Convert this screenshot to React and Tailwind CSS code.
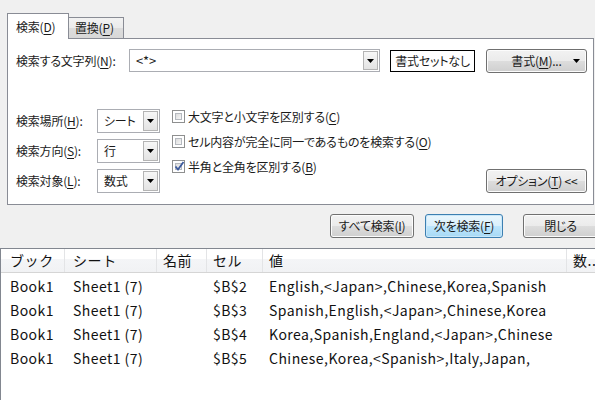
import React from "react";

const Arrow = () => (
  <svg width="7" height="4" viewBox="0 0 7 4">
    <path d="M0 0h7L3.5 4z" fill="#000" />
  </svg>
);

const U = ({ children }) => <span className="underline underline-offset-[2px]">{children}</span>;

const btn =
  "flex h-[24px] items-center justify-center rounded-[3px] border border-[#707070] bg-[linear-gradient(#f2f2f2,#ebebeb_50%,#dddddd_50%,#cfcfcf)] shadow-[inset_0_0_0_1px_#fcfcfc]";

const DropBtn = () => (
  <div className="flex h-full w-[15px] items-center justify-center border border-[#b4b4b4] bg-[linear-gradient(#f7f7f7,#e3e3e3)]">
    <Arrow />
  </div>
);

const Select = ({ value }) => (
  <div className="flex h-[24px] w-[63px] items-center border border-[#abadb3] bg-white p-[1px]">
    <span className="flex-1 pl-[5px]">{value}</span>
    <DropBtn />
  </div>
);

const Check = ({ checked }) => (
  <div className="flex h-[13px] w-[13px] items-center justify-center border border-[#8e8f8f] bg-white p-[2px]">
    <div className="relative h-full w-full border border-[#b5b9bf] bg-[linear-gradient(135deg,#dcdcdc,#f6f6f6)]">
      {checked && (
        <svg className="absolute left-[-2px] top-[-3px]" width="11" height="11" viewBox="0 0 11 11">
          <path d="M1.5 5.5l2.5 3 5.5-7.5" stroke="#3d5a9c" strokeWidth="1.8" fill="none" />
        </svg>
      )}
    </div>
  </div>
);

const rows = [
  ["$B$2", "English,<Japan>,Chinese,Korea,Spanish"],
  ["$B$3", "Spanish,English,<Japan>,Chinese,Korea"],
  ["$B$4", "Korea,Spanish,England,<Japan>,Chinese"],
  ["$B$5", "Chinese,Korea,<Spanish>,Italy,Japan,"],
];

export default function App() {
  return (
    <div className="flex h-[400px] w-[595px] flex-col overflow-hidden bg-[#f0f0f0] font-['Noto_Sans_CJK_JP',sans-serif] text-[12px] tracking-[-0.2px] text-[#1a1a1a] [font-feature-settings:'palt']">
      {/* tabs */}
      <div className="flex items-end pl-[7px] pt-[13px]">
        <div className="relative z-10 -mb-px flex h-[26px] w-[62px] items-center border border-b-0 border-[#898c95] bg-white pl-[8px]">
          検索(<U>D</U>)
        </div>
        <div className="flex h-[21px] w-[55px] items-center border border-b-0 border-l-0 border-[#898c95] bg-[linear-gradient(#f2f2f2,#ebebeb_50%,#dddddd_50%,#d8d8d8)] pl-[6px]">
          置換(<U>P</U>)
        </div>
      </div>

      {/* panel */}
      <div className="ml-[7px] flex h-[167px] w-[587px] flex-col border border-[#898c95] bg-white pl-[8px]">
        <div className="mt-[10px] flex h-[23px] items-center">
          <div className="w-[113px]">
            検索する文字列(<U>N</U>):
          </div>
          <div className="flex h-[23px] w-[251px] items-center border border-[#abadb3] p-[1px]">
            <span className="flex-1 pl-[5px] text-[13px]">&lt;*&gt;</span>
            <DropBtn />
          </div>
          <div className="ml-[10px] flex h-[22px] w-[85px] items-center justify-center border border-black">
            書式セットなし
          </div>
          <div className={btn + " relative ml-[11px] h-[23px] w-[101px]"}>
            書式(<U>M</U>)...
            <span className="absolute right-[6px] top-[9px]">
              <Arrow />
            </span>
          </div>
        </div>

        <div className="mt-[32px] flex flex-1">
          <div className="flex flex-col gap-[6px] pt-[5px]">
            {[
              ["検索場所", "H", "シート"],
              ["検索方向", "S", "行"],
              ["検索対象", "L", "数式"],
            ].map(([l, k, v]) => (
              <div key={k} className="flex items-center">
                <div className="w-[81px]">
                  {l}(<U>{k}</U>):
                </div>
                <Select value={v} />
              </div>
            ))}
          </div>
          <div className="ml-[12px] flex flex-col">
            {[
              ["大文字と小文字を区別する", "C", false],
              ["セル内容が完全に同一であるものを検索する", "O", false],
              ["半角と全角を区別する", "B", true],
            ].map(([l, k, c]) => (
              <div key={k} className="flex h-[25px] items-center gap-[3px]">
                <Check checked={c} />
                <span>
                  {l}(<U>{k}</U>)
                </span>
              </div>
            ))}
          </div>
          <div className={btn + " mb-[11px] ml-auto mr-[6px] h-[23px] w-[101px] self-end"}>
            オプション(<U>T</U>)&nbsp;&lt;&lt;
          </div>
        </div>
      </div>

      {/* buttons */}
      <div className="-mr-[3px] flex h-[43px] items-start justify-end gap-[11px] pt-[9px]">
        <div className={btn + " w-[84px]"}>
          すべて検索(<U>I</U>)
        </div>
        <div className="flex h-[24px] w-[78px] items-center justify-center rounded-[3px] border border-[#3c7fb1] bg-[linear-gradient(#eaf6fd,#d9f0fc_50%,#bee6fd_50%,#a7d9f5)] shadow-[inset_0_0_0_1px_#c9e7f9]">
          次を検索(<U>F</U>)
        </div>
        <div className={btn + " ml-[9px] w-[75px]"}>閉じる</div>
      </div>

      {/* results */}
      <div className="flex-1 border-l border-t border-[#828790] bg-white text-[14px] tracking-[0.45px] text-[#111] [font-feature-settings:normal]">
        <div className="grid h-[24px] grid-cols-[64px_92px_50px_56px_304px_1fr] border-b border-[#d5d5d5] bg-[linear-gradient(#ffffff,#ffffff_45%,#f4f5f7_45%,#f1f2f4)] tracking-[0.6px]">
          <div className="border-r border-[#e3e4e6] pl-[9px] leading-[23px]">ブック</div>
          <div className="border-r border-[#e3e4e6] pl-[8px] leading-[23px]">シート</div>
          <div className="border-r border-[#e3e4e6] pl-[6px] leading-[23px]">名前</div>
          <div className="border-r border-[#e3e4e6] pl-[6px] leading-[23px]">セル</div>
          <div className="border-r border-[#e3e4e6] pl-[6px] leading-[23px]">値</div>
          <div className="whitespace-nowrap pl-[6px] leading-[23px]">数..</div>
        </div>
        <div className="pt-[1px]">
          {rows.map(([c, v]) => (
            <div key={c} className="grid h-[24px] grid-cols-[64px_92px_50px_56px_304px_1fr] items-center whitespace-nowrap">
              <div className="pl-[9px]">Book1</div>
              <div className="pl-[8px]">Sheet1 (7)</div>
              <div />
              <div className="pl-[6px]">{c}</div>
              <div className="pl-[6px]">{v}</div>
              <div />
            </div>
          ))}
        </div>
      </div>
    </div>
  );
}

• • • •

* [Problem]: Filter the data, keeping only the lines that contain "React".

* [Written answer]:
Convert this screenshot to React and Tailwind CSS code.
import React from "react";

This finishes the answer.